Network Rail – Britain’s biggest builder – is making it easier for private companies to invest in the railway.

On 30 January, Harriet Hepburn, corporate finance and business development director at Network Rail, spoke to delegates including representatives from investors, the government and the broader rail sector to explain how.

Network Rail is Open for Business

Demand for the railway has doubled in the past 20 years with almost five million passengers now using the network every day. Network Rail invests more than £130m in improvements for passengers each week – that’s 22% of the UK’s entire infrastructure spend.

With more people and more trains on the network than it was ever designed for, the success of growth brings some very real challenges, not least of which is the need for massive levels of investment to support and sustain it.

Over the past decade, rail infrastructure investment has amounted to more than £74bn. This funding has enabled enormously complex upgrades and delivered significant benefits for passengers.
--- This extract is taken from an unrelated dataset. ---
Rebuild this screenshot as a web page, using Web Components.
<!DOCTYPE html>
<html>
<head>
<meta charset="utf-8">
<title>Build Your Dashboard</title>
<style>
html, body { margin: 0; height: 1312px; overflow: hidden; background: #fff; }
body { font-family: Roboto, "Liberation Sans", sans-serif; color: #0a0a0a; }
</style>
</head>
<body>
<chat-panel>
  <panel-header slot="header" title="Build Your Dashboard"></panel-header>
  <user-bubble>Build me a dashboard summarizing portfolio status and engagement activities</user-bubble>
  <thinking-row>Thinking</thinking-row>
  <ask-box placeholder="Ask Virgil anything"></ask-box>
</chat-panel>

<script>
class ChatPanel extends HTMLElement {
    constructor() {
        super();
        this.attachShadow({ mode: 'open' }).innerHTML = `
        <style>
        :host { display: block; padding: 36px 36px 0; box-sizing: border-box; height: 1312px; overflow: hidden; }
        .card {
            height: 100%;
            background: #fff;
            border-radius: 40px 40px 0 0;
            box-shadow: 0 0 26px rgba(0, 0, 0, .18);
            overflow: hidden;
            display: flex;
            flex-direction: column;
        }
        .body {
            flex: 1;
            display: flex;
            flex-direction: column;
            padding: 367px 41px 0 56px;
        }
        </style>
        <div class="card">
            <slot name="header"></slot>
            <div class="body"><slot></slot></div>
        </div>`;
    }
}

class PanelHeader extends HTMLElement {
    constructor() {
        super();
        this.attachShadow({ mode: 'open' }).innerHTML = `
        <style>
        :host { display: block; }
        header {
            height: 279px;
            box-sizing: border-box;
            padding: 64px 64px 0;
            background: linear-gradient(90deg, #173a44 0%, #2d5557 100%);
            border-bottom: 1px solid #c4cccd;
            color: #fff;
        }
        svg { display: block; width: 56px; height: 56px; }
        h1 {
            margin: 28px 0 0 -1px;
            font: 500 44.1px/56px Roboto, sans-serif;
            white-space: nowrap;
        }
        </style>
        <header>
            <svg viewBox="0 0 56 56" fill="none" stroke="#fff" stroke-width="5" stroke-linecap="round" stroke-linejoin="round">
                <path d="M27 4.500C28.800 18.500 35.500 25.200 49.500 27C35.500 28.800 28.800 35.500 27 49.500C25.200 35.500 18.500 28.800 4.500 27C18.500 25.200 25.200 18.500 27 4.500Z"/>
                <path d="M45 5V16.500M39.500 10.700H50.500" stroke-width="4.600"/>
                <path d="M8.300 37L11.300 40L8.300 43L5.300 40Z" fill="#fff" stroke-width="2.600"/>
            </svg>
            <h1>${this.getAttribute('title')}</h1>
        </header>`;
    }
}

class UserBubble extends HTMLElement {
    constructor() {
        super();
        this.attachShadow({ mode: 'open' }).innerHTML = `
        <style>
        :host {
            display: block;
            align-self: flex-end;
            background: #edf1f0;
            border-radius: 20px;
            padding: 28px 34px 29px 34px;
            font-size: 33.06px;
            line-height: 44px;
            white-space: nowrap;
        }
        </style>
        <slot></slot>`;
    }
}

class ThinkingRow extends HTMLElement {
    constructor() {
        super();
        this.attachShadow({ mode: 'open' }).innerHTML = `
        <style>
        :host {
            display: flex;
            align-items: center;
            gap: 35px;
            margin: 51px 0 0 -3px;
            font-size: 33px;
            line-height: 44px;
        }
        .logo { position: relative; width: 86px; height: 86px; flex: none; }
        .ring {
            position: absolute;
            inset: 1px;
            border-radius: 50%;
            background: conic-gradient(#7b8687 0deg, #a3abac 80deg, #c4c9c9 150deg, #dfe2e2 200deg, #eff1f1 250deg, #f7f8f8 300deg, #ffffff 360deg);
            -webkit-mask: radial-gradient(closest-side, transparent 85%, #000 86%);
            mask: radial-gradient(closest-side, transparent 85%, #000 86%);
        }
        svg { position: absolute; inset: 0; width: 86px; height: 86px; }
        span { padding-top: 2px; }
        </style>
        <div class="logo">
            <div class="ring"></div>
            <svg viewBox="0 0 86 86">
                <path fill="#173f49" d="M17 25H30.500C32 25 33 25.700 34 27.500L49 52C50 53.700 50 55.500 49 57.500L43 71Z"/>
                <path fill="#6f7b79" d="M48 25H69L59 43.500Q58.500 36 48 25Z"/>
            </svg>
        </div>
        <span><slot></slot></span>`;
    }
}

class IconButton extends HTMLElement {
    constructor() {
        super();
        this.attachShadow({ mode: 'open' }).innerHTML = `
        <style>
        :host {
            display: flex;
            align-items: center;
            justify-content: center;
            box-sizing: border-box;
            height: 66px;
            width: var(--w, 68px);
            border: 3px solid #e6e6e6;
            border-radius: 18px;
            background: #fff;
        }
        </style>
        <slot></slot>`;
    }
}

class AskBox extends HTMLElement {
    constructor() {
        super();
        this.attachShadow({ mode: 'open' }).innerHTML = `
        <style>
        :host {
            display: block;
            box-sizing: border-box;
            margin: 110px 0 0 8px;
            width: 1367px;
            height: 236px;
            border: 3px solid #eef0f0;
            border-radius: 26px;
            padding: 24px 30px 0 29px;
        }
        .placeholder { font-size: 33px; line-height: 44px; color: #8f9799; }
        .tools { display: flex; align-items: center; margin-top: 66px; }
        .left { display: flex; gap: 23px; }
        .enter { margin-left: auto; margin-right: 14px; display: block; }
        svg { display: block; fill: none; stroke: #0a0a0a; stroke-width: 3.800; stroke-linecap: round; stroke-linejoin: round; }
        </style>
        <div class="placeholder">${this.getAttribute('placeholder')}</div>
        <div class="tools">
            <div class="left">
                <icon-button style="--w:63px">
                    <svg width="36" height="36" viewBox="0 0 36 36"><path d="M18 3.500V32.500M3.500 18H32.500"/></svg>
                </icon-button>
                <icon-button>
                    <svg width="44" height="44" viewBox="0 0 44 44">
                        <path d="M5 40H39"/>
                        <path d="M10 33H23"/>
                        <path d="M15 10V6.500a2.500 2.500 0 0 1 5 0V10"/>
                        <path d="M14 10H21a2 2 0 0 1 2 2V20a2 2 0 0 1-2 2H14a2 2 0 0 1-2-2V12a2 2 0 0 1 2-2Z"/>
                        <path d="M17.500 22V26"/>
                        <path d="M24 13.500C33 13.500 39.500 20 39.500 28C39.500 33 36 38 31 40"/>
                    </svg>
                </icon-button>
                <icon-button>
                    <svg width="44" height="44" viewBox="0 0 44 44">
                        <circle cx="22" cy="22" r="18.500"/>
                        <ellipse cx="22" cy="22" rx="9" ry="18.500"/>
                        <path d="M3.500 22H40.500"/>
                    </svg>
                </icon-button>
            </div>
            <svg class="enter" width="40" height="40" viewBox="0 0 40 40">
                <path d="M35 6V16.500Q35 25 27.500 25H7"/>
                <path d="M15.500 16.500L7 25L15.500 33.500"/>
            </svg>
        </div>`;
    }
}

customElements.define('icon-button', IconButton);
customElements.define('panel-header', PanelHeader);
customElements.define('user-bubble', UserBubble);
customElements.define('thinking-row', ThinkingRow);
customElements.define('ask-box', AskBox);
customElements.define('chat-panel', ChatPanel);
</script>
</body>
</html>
Major projects include Thameslink Programme, the Great North Rail Project and the Edinburgh Glasgow Improvement Programme. Meanwhile, we have carried out landmark station redevelopments like Reading, Birmingham New Street and London Bridge.

Thameslink Programme and London Bridge station, Birmingham New Street station and Reading station

The government has earmarked a significant increase in capital for rail operations, renewals and maintenance in the next five years, but further third-party investment would enable even more projects.

New measures are making third-party investment easier:

As part of our Open for Business programme, we’ve carried out a major review of 400 of our most used and most important standards – essentially the rule book to running the railway – to make things easier, more cost effective and allow for new ideas and innovation:

A standard challenge process now allows third parties to suggest better ways of running the railway. For instance, British Steel suggested it could halve the cost of our overhead electrification masts without compromising effectiveness or safety. We’re now working with them to change that standard.

We’ve reformed our asset protection and optimisation (ASPRO) organisation – essentially our health and safety people. We’ve recruited a professional head and a head for each route to provide strategy and professionalisation; introduced company-wide standards to provide a unified service and rolled out service-level commitments and customer satisfaction surveys to help us improve.

Meanwhile, we’ve recruited a team of business development directors – one for each route – to secure investment for the railway and act as the first port of call for interested parties, guiding them through the process.

Our third-party funded projects:

Maghull North station

Maghull North station, a modern station with step-free access near Liverpool is a great example of how private investment can bring benefits to local communities. This work was fully funded by third parties and has so far supported 370 new homes, with further growth expected in the area.

Port of Felixstowe

Hutchison Ports, owner of the Port of Felixstowe, is partly funding the double-tracking of a 1.4km section of railway on the approach to the port to alleviate an infamous bottleneck. This will increase capacity by 10 freight trains a day. That’s the equivalent of 760 lorries a day, reducing road congestion and pollution, and improving reliability for passenger services.

Barking Riverside station

In London, we will build the new Barking Riverside station with full funding from the housing developer Barking Riverside and Transport for London. This will also enable us to build a 4km track extension of the Gospel Oak to Barking line. This will be the largest housing development in East London.